I have to admit, I had my doubts about this cake.

Pistachio paste isn’t exactly a cheap or easy to find ingredient (I got mine here) and you’ve already heard about my quest to find Dumante, so although pistachio cake seemed like a delicious idea in theory, I thought that it may not be worth all of the effort.

So I remained skeptical at best that it would live up to my hopes. I wanted something moist, but not dense. Since pistachio paste is quite oily—much more than I had expected—I was concerned that there would be too much flour and it would be brick-like.

And, there was the green color. I was worried that it might be just a little unappetizing.

Worries without merit, as it turns out.

In fact, this pistachio cake now tops the list as one of my new favorites. Finished with some confectioners’ sugar or a dollop of whipped cream and served along side a strong cup of coffee, it’s festive while still being sophisticated. The perfect end to a dinner hosted long ago.

The cake is also simple enough to double as a [decadent] breakfast.

And, since it freezes better than I had anticipated, I’ll be doing just that to celebrate my birthday today.

Pistachio Cake

11 oz pistachio paste (1 can)
1/3 cup granulated sugar
4 oz unsweetened butter, cut into small pieces and chilled, plus more for coating the pan
2 TBS honey
3 eggs
2 TBS Dumante (Amaretto can be substituted)
3/4 cup flour
1/4 cup crushed pistachios
1/3 cup confectioners’ sugar, for dusting

Preheat oven to 350 F.

Butter an 8″ springform pan and line the bottom with parchment paper

In a mixer fitted with a paddle attachment, cream the pistachio paste and sugar for at least 2 minutes. Add in the butter and cream until well blended, about 4-5 minutes.

Mix in honey, Dumante, and the eggs, one at a time, until the batter has been fully combined.

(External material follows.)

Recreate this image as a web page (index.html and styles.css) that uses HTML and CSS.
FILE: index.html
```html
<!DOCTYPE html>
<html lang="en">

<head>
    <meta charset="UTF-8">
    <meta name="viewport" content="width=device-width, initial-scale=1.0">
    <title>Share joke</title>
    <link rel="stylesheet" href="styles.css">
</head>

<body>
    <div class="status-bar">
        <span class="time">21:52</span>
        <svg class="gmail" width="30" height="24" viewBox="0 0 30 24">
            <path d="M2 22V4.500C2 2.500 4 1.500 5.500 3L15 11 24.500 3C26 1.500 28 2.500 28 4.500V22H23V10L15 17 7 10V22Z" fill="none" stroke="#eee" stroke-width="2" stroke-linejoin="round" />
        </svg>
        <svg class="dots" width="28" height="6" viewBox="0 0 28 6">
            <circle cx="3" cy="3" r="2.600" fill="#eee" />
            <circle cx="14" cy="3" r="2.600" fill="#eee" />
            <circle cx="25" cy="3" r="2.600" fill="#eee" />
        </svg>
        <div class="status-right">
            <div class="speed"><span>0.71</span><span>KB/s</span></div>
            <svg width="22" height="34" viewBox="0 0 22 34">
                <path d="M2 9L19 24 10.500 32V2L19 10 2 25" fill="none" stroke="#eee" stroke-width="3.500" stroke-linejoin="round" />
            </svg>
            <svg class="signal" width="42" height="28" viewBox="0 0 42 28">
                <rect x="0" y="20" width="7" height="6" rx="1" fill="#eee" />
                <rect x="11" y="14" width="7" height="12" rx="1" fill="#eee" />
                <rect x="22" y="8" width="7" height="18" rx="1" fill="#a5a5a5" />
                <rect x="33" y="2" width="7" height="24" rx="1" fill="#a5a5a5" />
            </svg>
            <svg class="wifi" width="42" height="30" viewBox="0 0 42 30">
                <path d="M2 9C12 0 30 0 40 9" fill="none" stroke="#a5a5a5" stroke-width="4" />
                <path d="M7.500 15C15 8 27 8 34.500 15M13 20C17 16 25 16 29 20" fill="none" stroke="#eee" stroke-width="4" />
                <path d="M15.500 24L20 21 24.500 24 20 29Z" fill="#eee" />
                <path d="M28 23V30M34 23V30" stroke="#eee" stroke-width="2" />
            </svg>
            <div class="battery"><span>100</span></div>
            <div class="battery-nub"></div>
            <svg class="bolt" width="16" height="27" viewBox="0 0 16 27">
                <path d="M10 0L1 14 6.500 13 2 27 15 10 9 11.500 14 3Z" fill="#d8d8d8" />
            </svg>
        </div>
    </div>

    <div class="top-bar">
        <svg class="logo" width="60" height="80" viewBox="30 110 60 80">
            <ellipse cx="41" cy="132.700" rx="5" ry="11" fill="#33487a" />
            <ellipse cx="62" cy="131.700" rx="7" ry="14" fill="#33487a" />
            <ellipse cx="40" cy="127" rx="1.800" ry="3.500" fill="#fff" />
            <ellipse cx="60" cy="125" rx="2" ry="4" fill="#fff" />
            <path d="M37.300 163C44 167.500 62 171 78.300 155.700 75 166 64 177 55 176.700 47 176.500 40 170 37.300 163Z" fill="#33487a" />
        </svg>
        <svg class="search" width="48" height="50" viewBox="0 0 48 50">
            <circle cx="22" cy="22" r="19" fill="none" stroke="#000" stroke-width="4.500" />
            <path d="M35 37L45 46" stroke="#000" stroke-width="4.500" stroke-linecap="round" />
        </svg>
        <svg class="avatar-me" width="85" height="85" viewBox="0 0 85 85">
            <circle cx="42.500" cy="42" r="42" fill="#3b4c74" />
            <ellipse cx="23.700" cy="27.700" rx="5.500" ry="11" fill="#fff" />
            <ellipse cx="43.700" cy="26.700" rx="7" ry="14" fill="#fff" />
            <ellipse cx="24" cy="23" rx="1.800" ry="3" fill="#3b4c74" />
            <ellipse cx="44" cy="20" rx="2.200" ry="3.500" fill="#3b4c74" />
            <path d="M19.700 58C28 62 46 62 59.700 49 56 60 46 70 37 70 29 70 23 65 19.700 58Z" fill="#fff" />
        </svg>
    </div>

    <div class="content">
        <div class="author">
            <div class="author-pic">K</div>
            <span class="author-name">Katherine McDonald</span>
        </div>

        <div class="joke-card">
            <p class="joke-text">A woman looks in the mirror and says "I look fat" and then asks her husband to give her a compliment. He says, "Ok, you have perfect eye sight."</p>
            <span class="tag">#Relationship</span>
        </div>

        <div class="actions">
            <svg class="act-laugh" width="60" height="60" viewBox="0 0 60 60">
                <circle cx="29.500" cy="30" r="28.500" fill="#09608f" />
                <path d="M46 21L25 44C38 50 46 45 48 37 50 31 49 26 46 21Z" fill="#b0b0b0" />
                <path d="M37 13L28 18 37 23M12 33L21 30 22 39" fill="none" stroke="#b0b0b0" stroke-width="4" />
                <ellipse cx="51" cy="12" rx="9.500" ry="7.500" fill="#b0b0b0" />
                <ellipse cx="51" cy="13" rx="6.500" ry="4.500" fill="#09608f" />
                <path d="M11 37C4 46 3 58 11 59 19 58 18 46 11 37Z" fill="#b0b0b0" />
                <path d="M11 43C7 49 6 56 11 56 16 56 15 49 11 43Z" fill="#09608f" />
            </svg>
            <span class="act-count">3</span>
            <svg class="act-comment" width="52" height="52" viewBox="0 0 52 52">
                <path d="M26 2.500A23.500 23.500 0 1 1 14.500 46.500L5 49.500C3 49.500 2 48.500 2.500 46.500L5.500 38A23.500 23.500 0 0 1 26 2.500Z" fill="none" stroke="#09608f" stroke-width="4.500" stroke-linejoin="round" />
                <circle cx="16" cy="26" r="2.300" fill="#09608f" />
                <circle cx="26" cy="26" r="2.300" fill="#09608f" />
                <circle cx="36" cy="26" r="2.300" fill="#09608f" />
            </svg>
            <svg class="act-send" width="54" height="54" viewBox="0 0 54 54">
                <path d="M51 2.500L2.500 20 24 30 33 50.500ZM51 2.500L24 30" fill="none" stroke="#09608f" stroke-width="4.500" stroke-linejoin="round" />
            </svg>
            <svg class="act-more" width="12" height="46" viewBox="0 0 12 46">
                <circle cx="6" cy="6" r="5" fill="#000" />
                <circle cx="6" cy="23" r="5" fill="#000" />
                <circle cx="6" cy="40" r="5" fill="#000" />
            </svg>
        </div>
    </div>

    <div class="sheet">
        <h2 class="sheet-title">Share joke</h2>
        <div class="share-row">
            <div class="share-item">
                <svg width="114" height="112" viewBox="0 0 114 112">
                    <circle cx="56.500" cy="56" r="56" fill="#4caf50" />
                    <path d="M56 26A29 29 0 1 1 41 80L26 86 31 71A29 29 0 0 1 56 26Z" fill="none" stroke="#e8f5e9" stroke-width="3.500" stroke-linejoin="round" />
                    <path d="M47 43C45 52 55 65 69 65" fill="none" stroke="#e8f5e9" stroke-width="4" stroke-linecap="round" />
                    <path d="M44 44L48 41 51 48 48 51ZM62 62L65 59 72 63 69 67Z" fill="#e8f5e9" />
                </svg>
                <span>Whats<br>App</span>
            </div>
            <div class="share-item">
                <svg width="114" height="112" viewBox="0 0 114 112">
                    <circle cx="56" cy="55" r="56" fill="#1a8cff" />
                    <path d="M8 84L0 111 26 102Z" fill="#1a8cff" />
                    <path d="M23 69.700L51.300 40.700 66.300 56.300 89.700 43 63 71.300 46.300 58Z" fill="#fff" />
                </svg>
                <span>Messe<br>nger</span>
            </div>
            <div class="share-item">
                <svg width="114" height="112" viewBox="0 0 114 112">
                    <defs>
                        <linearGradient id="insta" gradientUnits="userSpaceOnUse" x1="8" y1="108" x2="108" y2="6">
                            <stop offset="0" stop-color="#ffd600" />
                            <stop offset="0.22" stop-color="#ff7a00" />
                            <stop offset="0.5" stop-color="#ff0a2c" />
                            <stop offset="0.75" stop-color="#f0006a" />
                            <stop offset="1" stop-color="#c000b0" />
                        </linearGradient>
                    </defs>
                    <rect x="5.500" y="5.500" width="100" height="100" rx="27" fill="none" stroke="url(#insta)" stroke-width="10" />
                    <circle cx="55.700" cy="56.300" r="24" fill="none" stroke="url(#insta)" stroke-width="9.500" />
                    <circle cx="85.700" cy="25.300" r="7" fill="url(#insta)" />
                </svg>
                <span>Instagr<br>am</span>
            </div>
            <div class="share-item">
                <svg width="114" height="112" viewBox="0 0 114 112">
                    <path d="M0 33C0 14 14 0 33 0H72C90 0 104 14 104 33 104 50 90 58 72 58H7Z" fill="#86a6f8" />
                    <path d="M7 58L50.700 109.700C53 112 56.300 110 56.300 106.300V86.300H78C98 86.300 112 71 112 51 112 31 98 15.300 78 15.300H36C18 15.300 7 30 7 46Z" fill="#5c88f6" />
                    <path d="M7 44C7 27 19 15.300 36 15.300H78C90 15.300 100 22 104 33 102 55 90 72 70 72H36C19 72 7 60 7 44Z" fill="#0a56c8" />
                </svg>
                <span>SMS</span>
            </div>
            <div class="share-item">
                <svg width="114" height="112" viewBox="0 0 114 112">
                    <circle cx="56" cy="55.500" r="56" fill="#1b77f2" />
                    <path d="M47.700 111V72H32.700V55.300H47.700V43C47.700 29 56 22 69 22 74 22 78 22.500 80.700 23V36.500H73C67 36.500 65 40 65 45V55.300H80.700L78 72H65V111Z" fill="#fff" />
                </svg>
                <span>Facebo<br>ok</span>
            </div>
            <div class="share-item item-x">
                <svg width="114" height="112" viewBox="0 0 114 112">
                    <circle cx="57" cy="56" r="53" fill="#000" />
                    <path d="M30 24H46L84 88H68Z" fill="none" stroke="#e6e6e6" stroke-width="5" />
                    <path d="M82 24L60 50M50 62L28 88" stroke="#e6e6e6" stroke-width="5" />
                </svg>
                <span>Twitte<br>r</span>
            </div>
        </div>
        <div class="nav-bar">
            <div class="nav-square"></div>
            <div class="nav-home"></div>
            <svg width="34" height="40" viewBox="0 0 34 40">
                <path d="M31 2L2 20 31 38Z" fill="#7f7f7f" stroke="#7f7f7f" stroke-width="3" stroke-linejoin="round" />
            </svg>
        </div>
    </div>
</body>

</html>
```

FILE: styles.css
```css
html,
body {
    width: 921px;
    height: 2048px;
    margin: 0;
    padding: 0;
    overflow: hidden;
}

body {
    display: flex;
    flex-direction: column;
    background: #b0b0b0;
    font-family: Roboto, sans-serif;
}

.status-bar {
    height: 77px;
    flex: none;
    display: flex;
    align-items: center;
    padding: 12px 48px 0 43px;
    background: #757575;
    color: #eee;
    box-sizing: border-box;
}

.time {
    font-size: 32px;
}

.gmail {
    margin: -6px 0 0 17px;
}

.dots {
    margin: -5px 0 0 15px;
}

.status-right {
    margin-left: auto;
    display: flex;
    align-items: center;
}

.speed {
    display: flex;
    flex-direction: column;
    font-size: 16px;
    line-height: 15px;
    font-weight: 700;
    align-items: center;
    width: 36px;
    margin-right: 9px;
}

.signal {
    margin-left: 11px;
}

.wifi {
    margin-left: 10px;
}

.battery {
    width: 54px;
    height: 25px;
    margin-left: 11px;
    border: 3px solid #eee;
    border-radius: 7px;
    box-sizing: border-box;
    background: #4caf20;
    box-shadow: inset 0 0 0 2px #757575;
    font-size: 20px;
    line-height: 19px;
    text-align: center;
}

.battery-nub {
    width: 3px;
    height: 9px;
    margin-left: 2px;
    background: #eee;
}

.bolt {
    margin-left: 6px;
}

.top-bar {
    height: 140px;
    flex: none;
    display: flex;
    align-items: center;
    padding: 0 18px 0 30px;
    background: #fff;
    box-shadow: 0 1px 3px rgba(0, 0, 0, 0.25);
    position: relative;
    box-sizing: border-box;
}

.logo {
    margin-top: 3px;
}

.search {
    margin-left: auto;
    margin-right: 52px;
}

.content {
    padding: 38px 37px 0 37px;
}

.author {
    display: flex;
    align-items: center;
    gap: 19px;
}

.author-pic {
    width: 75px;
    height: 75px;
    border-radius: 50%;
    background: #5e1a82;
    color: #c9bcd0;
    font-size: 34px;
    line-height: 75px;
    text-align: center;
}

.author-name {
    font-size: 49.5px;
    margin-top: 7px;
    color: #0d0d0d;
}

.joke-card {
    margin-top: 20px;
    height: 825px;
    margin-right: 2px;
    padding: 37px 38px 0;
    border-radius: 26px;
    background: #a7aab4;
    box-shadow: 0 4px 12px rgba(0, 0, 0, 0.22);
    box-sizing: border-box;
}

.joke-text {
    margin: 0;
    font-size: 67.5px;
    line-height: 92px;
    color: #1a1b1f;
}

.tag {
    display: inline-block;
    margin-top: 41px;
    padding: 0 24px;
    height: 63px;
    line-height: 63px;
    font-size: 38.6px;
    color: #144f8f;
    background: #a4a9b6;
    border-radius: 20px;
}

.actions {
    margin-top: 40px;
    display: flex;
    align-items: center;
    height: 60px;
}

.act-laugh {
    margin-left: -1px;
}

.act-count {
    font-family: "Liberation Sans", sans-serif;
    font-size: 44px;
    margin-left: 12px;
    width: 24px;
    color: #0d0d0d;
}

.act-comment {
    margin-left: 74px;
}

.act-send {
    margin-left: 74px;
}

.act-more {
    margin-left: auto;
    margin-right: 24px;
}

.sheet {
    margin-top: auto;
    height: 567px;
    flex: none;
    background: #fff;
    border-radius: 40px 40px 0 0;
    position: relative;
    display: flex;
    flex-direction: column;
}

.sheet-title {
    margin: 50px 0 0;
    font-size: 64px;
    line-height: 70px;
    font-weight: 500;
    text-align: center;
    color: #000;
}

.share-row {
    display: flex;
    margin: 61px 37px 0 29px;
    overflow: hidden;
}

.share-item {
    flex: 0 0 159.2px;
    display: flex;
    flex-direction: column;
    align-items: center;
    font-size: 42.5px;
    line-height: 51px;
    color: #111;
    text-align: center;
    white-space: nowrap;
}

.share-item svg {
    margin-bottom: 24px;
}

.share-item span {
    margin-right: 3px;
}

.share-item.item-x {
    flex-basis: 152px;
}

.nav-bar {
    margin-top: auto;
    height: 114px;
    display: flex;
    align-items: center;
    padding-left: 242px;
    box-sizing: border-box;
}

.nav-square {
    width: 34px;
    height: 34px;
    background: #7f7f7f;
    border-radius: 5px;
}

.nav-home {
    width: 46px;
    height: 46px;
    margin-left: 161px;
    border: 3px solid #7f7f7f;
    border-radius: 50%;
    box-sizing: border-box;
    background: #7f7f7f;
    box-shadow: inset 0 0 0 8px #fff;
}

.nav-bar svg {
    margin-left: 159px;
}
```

Scrape batter into the pan and smooth, tapping the pan on your counter to get out any air bubbles and top the batter with the crushed pistachios.

Bake until the sides are golden brown and a toothpick placed into the center of the cake comes out clean, about 30-35 minutes, depending on your oven.

Allow the cake too cool, and then serve with a dusting of powdered sugar of whipped cream.